People living in the areas have responded as one might expect: between 2015 and 2022, community rejections of such projects in the US grew from 50 to over 500. A similar narrative is playing out throughout the EU and among farmers Australia, who fear transmission lines and windmills will not only make their farms less productive, but destroy the surrounding landscape.
For now, the political revival in small towns and rural areas represents an enormous boost to the Right. The once-strong progressive populism of rural communities has evaporated as more residents now feel more threatened by urban interests than corporate power. As a 2020 study from the Bennett Institute at the University of Cambridge found, there is a “deepening geographical fracture” in European societies reminiscent of “the stark urban-rural political divides of the early 20th century”.

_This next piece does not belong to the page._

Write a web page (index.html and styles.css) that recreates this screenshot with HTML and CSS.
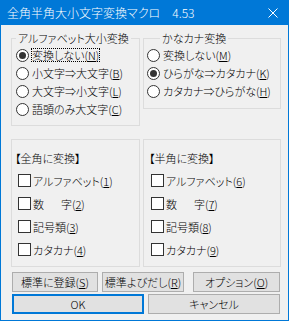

This can be seen most clearly in the United States. In 2008, Barack Obama won nearly one quarter of the country’s non-metro counties. Eight years later, Hillary Clinton won barely 10%. In the past, notes Ernie Goss, professor of economics at Creighton University, the rural states regularly elected Democrats. How will Biden fare? “He couldn’t get a cup of coffee in this part of the country,” he told me. “To say he’s unpopular is an understatement.”
Caught between these two increasingly extreme polities lies the third terroir, “the middle landscape” of suburban and exurban areas. Although these areas constitute an absolute majority of Americans and two-thirds of Europe’s 99 largest metros, they have little political power. This largely reflects the fact that suburbs tend to be populated by middle and working-class households, often too preoccupied with making a living and raising a family to indulge in political theatre. In other words, the middle landscape has the numbers, but has not found its voice.
Yet ultimately, it is the suburbs that will determine America’s future. They remain, unlike the other terroirs, contestable, home to at least 40% of all US House seats. For almost 20 years, the Republican-leaning suburban voters held steady at around 47%, with Democratic leaders at 45%. In 2016, the suburbs voted 50 to 45 for Trump, but two years later the suburban electorate tilted blue, effectively handing the House back to the Democrats. Then, in 2022, the predicted GOP landslide never developed, in large part because suburbanites split their ballots.
Whether this will be repeated remains unclear. On the one hand, Biden’s embrace of policies that seek to force communities to densify and take in low-income residents are not likely to be widely popular among suburbanites, who, after all, moved there to escape the city. On the other, the suburb’s changing demography could work to the favour of Democrats, as culturally liberal millennials and ethnic minorities join the city exodus.
But none of this represents the politics of choice — a programme suited to the needs and aspirations of this middle terroir. Right now, politics is inflicted on these communities rather than being shaped around them. Until they gain a voice, the West’s geographical cleavage will continue to widen, producing endless conflicts that fail the majority caught in between.